Front-end source files
+===+

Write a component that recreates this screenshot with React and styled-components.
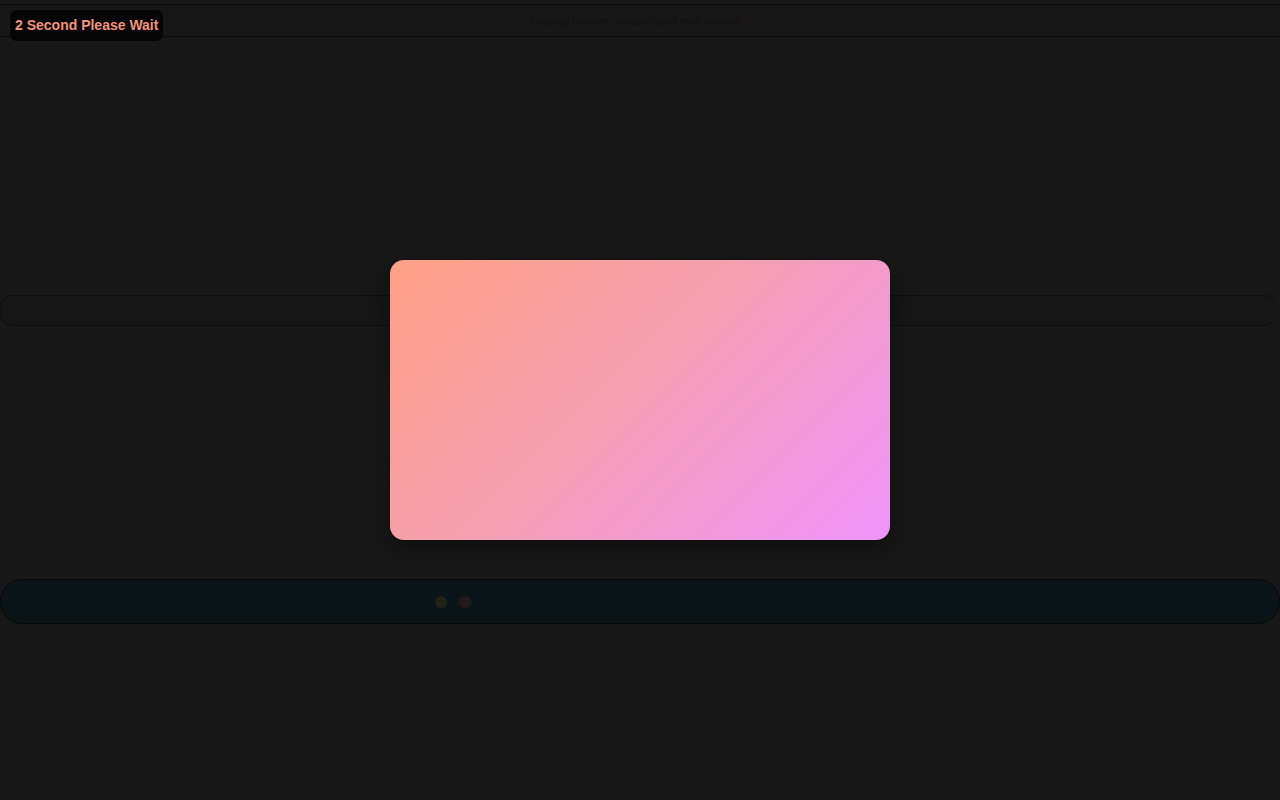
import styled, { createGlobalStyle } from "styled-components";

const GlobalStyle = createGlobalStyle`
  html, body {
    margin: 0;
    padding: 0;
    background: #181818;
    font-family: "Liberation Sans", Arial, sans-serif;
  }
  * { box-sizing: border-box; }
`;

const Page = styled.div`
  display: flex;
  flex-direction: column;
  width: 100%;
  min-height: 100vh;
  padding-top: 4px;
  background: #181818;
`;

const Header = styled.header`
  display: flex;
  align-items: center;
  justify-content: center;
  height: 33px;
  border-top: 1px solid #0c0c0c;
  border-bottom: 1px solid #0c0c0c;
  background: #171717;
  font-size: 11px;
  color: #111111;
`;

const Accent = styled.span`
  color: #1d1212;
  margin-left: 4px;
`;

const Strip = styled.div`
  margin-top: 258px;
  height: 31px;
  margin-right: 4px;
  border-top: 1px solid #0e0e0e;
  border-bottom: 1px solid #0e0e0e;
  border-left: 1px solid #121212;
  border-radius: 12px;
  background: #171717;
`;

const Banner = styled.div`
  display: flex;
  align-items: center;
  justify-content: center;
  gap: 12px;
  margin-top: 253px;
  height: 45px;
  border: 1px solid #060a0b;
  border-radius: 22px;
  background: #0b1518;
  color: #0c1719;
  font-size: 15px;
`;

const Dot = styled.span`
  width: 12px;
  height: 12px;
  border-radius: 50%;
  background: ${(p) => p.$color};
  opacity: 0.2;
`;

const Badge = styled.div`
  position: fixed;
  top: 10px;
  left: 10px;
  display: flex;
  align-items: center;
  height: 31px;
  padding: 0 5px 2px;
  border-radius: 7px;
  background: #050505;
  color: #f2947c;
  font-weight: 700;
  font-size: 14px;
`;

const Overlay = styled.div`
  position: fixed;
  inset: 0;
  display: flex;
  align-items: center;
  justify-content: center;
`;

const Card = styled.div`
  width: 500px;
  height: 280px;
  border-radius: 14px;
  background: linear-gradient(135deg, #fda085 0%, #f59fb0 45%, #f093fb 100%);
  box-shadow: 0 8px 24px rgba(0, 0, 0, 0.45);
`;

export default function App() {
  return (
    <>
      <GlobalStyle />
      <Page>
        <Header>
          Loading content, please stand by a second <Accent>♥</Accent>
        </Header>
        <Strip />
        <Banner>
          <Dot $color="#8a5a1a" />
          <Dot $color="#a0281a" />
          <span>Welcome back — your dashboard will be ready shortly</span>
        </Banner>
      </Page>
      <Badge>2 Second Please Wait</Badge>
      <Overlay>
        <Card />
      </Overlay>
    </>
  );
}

+===+

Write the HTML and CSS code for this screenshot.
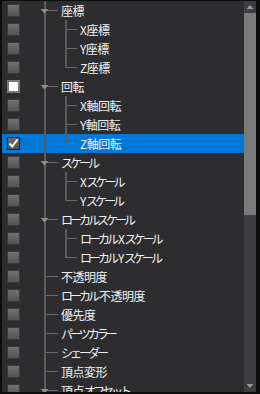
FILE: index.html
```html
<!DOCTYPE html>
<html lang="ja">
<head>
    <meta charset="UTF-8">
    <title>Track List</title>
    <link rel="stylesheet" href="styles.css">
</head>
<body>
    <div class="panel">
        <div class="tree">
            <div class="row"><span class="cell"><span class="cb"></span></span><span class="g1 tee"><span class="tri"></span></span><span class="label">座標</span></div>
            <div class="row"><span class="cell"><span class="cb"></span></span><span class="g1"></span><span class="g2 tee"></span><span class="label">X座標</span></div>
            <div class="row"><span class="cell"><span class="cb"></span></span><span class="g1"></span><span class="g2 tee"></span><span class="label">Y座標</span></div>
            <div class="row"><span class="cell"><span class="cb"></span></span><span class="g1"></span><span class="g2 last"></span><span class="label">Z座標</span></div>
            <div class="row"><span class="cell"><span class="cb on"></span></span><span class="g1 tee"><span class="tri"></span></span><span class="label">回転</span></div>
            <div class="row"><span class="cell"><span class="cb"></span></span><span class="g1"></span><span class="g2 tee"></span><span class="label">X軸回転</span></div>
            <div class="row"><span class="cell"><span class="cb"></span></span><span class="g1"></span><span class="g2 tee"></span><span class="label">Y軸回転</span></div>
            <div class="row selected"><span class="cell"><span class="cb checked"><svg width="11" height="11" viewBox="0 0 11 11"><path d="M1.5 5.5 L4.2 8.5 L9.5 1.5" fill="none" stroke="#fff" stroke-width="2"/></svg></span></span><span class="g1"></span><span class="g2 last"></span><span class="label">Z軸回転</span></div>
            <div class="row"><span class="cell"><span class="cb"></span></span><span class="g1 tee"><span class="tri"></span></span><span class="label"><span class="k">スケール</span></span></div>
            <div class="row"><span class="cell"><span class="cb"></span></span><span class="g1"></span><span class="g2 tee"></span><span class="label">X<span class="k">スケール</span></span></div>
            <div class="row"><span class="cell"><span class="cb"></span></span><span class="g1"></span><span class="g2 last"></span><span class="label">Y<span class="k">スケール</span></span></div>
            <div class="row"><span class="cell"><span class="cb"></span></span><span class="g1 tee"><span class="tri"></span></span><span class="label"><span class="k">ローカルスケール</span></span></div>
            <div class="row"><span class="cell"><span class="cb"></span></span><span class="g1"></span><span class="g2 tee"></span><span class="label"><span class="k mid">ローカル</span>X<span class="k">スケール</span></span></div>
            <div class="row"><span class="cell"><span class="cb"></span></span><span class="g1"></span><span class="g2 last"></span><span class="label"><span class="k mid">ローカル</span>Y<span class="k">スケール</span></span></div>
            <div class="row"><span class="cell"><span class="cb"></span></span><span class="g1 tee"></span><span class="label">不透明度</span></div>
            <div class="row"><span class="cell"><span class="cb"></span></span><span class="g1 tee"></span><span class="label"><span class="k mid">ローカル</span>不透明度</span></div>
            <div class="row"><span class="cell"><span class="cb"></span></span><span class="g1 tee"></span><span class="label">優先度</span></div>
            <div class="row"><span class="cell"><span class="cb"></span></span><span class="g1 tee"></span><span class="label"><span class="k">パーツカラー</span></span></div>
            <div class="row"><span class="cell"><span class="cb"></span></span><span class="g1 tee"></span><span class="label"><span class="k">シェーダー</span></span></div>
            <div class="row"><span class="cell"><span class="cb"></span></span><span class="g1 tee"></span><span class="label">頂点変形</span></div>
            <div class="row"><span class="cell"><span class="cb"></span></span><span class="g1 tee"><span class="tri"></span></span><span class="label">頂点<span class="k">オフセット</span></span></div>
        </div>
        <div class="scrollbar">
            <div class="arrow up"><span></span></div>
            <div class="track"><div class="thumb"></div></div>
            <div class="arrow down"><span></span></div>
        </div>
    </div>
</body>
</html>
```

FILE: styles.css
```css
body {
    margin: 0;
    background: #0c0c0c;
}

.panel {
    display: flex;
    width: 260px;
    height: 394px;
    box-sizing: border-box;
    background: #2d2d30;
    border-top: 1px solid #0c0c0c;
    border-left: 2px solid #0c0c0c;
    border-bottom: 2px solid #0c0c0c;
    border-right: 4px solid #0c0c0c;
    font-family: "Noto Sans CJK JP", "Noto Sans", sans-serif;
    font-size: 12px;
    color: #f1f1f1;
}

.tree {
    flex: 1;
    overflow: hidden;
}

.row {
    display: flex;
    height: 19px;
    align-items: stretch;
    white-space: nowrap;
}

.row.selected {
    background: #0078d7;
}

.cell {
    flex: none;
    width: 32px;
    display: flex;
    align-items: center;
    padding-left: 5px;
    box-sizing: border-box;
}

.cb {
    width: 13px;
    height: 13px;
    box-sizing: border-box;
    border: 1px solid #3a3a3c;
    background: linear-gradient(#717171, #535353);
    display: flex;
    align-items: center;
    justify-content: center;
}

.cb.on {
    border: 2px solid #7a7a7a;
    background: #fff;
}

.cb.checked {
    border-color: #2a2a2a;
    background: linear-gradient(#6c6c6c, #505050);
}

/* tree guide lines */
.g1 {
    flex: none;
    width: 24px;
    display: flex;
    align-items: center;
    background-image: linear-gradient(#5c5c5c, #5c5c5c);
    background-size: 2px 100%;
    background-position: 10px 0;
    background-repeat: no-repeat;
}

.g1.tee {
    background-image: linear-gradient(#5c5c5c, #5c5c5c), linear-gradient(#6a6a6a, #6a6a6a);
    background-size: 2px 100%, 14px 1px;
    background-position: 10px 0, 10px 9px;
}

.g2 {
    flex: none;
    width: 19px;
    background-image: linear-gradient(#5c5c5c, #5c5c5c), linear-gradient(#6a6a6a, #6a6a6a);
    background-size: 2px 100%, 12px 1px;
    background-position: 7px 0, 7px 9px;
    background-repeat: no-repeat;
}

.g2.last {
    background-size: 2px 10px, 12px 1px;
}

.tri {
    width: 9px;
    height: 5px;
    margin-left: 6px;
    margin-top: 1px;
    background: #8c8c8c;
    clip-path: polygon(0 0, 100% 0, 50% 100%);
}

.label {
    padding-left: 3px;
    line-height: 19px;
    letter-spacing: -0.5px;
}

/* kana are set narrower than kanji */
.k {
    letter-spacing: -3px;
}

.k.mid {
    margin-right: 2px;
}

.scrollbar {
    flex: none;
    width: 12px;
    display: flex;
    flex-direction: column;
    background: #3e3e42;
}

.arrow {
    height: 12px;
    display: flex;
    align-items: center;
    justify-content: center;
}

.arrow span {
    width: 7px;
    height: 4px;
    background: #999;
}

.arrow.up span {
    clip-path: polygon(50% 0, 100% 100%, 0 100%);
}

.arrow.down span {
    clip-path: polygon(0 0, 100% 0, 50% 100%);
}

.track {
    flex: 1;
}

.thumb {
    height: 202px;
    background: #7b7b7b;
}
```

+===+

▸ **Instructions to follow**: Pick out all the lines with the word "styled" in them and copy them.

▸ **Full solution**:
Write a component that recreates this screenshot with React and styled-components.
import styled, { createGlobalStyle } from "styled-components";
const Page = styled.div`
const Header = styled.header`
const Accent = styled.span`
const Strip = styled.div`
const Banner = styled.div`
const Dot = styled.span`
const Badge = styled.div`
const Overlay = styled.div`
const Card = styled.div`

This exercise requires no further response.